What you are asked to do. Repeat exactly the lines of the listing below, please, starting with the first and ending with the line containing "import React from"; leave out the rest.

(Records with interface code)
[Start]
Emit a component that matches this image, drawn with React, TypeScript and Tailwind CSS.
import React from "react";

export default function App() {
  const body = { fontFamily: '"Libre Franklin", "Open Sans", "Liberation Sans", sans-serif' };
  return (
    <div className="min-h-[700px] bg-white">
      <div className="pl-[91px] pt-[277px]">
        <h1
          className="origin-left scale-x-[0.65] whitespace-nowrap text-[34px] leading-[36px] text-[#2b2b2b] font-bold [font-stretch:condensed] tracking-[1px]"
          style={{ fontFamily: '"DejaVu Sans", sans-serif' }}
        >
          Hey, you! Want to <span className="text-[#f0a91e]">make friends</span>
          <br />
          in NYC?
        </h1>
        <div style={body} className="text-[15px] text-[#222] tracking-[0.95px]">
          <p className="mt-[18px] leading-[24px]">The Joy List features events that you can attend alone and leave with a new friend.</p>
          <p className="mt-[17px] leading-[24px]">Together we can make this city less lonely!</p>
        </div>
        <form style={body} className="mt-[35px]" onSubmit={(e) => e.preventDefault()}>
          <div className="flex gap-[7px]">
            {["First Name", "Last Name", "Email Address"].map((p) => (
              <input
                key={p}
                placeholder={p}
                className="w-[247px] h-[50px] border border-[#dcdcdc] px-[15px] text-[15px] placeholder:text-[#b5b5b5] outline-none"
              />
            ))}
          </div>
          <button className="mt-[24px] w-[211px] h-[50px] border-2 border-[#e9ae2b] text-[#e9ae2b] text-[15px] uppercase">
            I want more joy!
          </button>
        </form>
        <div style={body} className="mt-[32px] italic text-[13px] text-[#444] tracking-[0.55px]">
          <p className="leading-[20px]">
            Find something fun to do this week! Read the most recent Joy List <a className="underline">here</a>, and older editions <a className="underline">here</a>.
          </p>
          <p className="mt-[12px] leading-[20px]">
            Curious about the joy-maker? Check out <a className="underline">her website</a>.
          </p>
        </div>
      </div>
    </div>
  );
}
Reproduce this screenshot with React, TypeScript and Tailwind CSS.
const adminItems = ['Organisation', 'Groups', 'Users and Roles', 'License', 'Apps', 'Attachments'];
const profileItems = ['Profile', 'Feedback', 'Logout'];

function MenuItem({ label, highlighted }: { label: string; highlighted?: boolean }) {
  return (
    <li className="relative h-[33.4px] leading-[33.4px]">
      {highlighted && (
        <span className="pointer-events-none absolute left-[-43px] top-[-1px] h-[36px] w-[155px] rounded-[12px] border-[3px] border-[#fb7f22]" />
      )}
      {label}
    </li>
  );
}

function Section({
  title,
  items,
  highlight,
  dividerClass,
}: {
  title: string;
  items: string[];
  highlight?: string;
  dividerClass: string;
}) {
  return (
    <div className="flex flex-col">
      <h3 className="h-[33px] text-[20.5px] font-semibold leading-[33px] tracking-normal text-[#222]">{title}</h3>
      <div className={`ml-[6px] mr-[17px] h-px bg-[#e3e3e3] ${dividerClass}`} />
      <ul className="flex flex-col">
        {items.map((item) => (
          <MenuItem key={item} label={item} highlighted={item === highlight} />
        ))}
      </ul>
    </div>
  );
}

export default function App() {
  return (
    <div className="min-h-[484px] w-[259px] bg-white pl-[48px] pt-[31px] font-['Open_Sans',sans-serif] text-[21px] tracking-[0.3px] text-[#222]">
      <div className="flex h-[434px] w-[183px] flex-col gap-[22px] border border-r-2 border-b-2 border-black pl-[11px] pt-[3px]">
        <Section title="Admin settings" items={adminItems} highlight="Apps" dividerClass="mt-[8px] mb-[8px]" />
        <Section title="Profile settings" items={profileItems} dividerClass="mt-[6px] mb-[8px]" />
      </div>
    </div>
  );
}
[End]
Task response.
Emit a component that matches this image, drawn with React, TypeScript and Tailwind CSS.
import React from "react";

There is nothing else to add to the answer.